Wednesday, September 4, 2019

a very different feeling...

this morning, when I woke up---none of the usual "languor" (not even sure what this means) but a sense of good feeling and accomplishment. Why? Well, probably because of yesterday's structure and its results. My first session with my student at the Library---he and his brother were in Mexico for four weeks and he gave me a nice report--then we got to work and I did some work with his younger brother as well---he needed a lot of input. Should be working with both of them this year. Then the BAN meeting---this one held in Park Slope, necessitating a trip to Brooklyn, which of course I really wanted. At the meeting there was a homeowner from Clinton Hill who told us that on either side of her small brownstone---large eight story apartments had been built and the effect was to virtually destroy her house. She is in litigation with the two developers, but it is a horrifying story---these developers in the city are like animals---they simply push away anything in their path. Can I help her..? Possibly. After the meeting I walked over to the Gotham Market to settle myself and check out some baseball scores. Watched the Mets being destroyed in the final inning of their game with the Nationals. I arrived right in the middle of the weekly Trivia session---sat down next to three young people. One of them struck up a conversation with me---harmless at first, simply about the Mets, but when he asked where I had come from I told him about BAN. I had no idea how he would react--he is white and probably living in a gentrified area in the borough, but to my surprise he was very sympathetic to the plight of the woman described above---and took some flyers for the upcoming march in Brooklyn. He also invited me to join his trivia group next week---really nice, I did not expect this---maybe that is why I felt so good this morning. Anyway, returned home tired, but slept much more soundly then usual--surprised that I did not wake up much during the night. Maybe that is why I felt so "up" this morning.
  Not sure about the rest of the day---body now feeling kind of tired--would like to spend very little money---hopefully can find an interesting book to read for much of the afternoon, then perhaps to La Flaca for the evening. Tomorrow morning I may participate in an action outside Brooklyn Housing Court to support tenants who are being harassed in their Crown Heights apartment. Wish me luck!
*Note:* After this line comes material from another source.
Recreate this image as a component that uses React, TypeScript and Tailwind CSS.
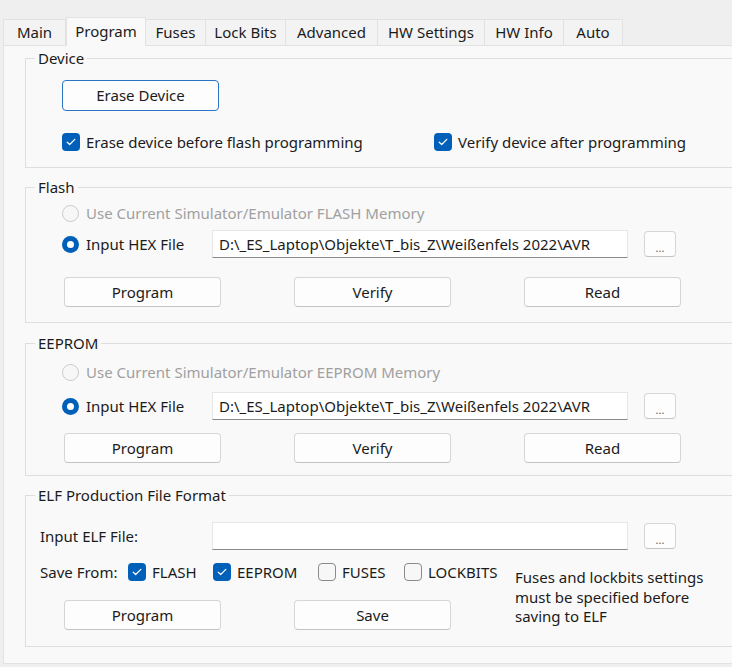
import React from "react";

const HEX_PATH = "D:\\_ES_Laptop\\Objekte\\T_bis_Z\\Weißenfels 2022\\AVR";

const TABS = [
  { name: "Main", w: "w-[63px]" },
  { name: "Program", w: "w-[80px]" },
  { name: "Fuses", w: "w-[60px]" },
  { name: "Lock Bits", w: "w-[80px]" },
  { name: "Advanced", w: "w-[92px]" },
  { name: "HW Settings", w: "w-[107px]" },
  { name: "HW Info", w: "w-[79px]" },
  { name: "Auto", w: "w-[59px]" },
];

function Tab({ name, w, active, first }: { name: string; w: string; active: boolean; first: boolean }) {
  if (active) {
    return (
      <div className={`${w} flex h-[29px] shrink-0 items-start justify-center border-x border-t border-[#e2e2e2] bg-[#f9f9f9] pt-[2px]`}>
        {name}
      </div>
    );
  }
  return (
    <div
      className={`${w} flex h-[27px] shrink-0 items-center justify-center border-y border-r border-[#e2e2e2] bg-[#f3f3f3] ${first ? "border-l" : ""}`}
    >
      {name}
    </div>
  );
}

function Button({ label, className = "" }: { label: string; className?: string }) {
  return (
    <button
      className={`h-[30px] w-[157px] rounded-[4px] border border-[#d6d6d6] border-b-[#c4c4c4] bg-[#fdfdfd] text-[15px] text-[#1b1b1b] ${className}`}
    >
      {label}
    </button>
  );
}

function DotsButton() {
  return (
    <button className="ml-[16px] h-[26px] w-[32px] rounded-[4px] border border-[#d6d6d6] border-b-[#c4c4c4] bg-[#fdfdfd] pt-[6px] text-[11px] leading-none text-[#5a5a5a]">
      ...
    </button>
  );
}

function PathBox({ value }: { value: string }) {
  return (
    <div className="flex h-[28px] w-[416px] items-center overflow-hidden whitespace-nowrap border border-[#e6e6e6] border-b-[#8a8a8a] bg-white px-[6px]">
      {value}
    </div>
  );
}

function Check({ checked, label, className = "" }: { checked: boolean; label: string; className?: string }) {
  return (
    <label className={`flex items-center gap-[6px] ${className}`}>
      {checked ? (
        <span className="flex h-[18px] w-[18px] shrink-0 items-center justify-center rounded-[4px] bg-[#005fb8]">
          <svg width="10" height="8" viewBox="0 0 10 8">
            <path d="M1.2 4.2 3.7 6.5 8.8 1.3" fill="none" stroke="#fff" strokeWidth="1.2" strokeLinecap="round" strokeLinejoin="round" />
          </svg>
        </span>
      ) : (
        <span className="h-[18px] w-[18px] shrink-0 rounded-[4px] border border-[#8b8b8b] bg-[#f7f7f7]" />
      )}
      <span>{label}</span>
    </label>
  );
}

function Radio({ checked, disabled, label, className = "" }: { checked?: boolean; disabled?: boolean; label: string; className?: string }) {
  return (
    <label className={`flex items-center gap-[7px] ${disabled ? "text-[#a0a0a0]" : ""} ${className}`}>
      {checked ? (
        <span className="flex h-[17px] w-[17px] shrink-0 items-center justify-center rounded-full bg-[#005fb8]">
          <span className="h-[7px] w-[7px] rounded-full bg-white" />
        </span>
      ) : (
        <span className="h-[17px] w-[17px] shrink-0 rounded-full border border-[#cacaca] bg-[#f7f7f7]" />
      )}
      <span>{label}</span>
    </label>
  );
}

function Group({ title, className, children }: { title: string; className: string; children: React.ReactNode }) {
  return (
    <fieldset className={`w-[740px] border border-[#dedede] ${className}`}>
      <legend className="ml-[9px] px-[3px] leading-[20px]">{title}</legend>
      {children}
    </fieldset>
  );
}

// one memory section (Flash / EEPROM): source choice, hex path and actions
function MemorySection({ title, memory, className, gaps }: { title: string; memory: string; className: string; gaps: [string, string, string] }) {
  return (
    <Group title={title} className={className}>
      <div className="pl-[36px]">
        <Radio disabled label={`Use Current Simulator/Emulator ${memory} Memory`} className={`h-[20px] ${gaps[0]}`} />
        <div className={`flex items-center ${gaps[1]}`}>
          <Radio checked label="Input HEX File" className="w-[150px]" />
          <PathBox value={HEX_PATH} />
          <DotsButton />
        </div>
        <div className={`flex gap-[73px] pl-[2px] ${gaps[2]}`}>
          <Button label="Program" />
          <Button label="Verify" />
          <Button label="Read" />
        </div>
      </div>
    </Group>
  );
}

export default function App() {
  return (
    <div className="h-[667px] w-[732px] overflow-hidden bg-[#efefef] font-['Noto_Sans',sans-serif] text-[15px] text-[#1b1b1b]">
      {/* tab strip */}
      <div className="flex h-[46px] items-end pl-[3px]">
        {TABS.map((t, i) => (
          <Tab key={t.name} name={t.name} w={t.w} active={t.name === "Program"} first={i === 0} />
        ))}
        <div className="h-[1px] flex-1 bg-[#e2e2e2]" />
      </div>

      {/* Program page */}
      <div className="ml-[3px] h-[618px] w-[760px] border-x border-b border-[#e2e2e2] bg-[#f9f9f9] pl-[21px] pt-[2px]">
        <Group title="Device" className="h-[120px]">
          <div className="pl-[36px]">
            <button className="mt-[12px] h-[31px] w-[157px] rounded-[4px] border border-[#2a74c4] bg-[#fdfdfd]">Erase Device</button>
            <div className="mt-[22px] flex h-[18px] items-center">
              <Check checked label="Erase device before flash programming" className="w-[372px]" />
              <Check checked label="Verify device after programming" />
            </div>
          </div>
        </Group>

        <MemorySection title="Flash" memory="FLASH" className="mt-[9px] h-[146px]" gaps={["mt-[6px]", "mt-[7px]", "mt-[19px]"]} />
        <MemorySection title="EEPROM" memory="EEPROM" className="mt-[10px] h-[143px]" gaps={["mt-[9px]", "mt-[10px]", "mt-[13px]"]} />

        <Group title="ELF Production File Format" className="mt-[9px] h-[162px]">
          <div className="pl-[14px]">
            <div className="mt-[17px] flex items-center">
              <span className="w-[172px]">Input ELF File:</span>
              <PathBox value="" />
              <DotsButton />
            </div>
            <div className="mt-[12px] flex items-start">
              <div className="w-[475px]">
                <div className="flex h-[20px] items-center">
                  <span className="w-[88px]">Save From:</span>
                  <Check checked label="FLASH" className="w-[85px]" />
                  <Check checked label="EEPROM" className="w-[105px]" />
                  <Check checked={false} label="FUSES" className="w-[86px]" />
                  <Check checked={false} label="LOCKBITS" />
                </div>
                <div className="mt-[18px] flex gap-[73px] pl-[24px]">
                  <Button label="Program" />
                  <Button label="Save" />
                </div>
              </div>
              <p className="mt-[6px] w-[206px] leading-[19.5px]">
                Fuses and lockbits settings must be specified before saving to ELF
              </p>
            </div>
          </div>
        </Group>
      </div>
    </div>
  );
}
Tuesday, September 3, 2019

now the reckoning....

kind of a grim way of describing this long weekend. Not that there were not some good things that happened. Somehow this year particularly the weekend and where it sits---right before my work at school starts and the sessions kick in---was long and arduous.
 Let's review:
 Friday night--went to Standings my favorite baseball bar, watched both New York team games, had a nice time with bartender Aaron and acquaintances. Then stopped by next door to "Burp Castle" (yes, that is its name) a quiet bar where my friend Erin works. Had a nice conversation with her--the bar was quiet and she seemed eager to fill me in on what was happening to her. Left feeling kind of up.
 Saturday: Awoke feeling bloated__oh I forget to mention that I had two beers (a lot for me) and two slices of the Friday free pizza at Standings--that was really too much for my stomach. All my plans to travel in Brooklyn were stopped by my lethargy---instead just hung around the apartment and read a little---finally at around 3 went out for a walk---passed by one of the many bars on Amsterdam Avenue and looked in to get the Yankee-A's baseball score---the bartender saw me, was welcoming and though I had some difficulty asking for it--said I could watch the ball game and just sip on a coke. Great news! She was really nice---so I watched the game until its conclusion (Yanks won on a home run late) and "hung" at the bar. I appreciated what the bartender had done--the coke was $3.00, and I gave her a $3.00 tip to demonstrate how grateful I was for her inviting me in. Then back to the apartment-finally summoned what little energy I had to walk down to Lincoln Center to see the free movie of The Daughter of the Regiment showing on the big screen in the plaza. Stayed for a while, then got bored--went home.
  Sunday: More energy ---went out to Bushwick in the late morning to Cobra Club where, surprise, surprise, the tv was working again. Olivia, my bartender friend put on the Yankee-A game which I watched for two hours, then I headed over to Molasses, the small used book store run by Matt and his wife Maggie. Had a nice conversation with Maggie while she nursed her two month old baby Tuli---then headed to Bed-Stuy and my walk south on Patchen Avenue from Broadway to Fulton Street. Great walk, not too many people on the street---still wonder how the Bed Stuy that I travel in freely at present was the Bed Stuy that white people were told to avoid for most of my adult life. As I traveled I longed to find some neighborhood person who could tell me the story of his or her block for the past 50 years. But it did not happen. At Fulton, took the subway back to the Gotham Market and hung out there and at the Fiction Center until tiredness set in. But the Met movies were showing Luisa Miller, one of my favorite operas  so I stopped, as tired as I was at the Center and watched the first act of this opera. Lots of ideas and feelings about it---i first heard it in 68 when Mr. Bing's Met did a new production of it with Caballe and Tucker. I was a very different person then. When I got back to the apartment I was really tired---fell asleep, I think, easily.
  Monday---the longest day--another trip to Brooklyn, this time to flyer for BAN at the West Indian day parade. But the rain put an end to the flyering---it did not stop me from taking another long and wonderful walk--this time north on Kingston Avenue (very heavily policed for the parade) passed Fulton (the Crown Heights-Bed Stuy border), Then took the Halsey street bus back to the Gotham Market.
 Must stop now---my time on the computer is ending (this rarely happens) but will continue soon.